Halten wir heute noch einmal kurz inne, lassen wir uns die Worte des Propheten zu Herzen gehen. Mit der letzten O-Antiphon sind wir einen Tag vor Heiligabend schon ganz nahe an das Weihnachtsgeschehen herangerückt. Wir stehen kurz davor, dass sich der Kreis zwischen der prophetischen Verheißung und ihrer Erfüllung schließt. Wir haben unseren Blick auf das Wesentliche des Weihnachtsfestes gerichtet: Gott will mitten unter uns gegenwärtig sein. Gott ist mit uns. Diese Verheißung kann im Leben jedes einzelnen Menschen ihre Erfüllung finden. Gott steht an der Tür und wartet darauf, dass auch du ihn in dein Leben lässt.

Mit dem sehnsuchtsvollen Ruf, der diese Antiphon abschließt, bitten wir eindringlich darum, dass die Gegenwart Gottes unter den Menschen auch heute erfahrbar werde, in einer Welt, die von so vielen Konflikten und Ungerechtigkeiten erschüttert wird, im Leben der Menschen, die entwurzelt sind und keine Heimat haben, aber auch im Leben derer, die sorglos in ihrer Wohlstandswelt dahinleben.
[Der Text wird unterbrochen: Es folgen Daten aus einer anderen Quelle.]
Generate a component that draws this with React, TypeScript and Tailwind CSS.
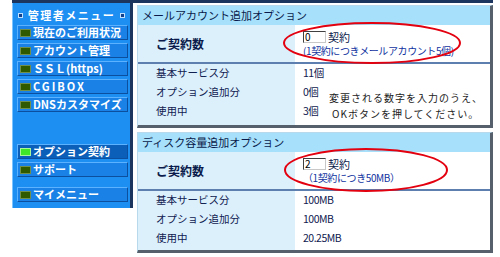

Komm Herr, zeige deine Gegenwart, rüttle uns wach, öffne unsere Augen, Geist und Sinn, dass wir erkennen, was um uns herum geschieht, dass wir aufstehen, und für Gerechtigkeit eintreten. Lass uns deine Gegenwart erfahren und mach uns zu Zeugen dafür, dass du der Immanuel bist, der Gott-mit-uns.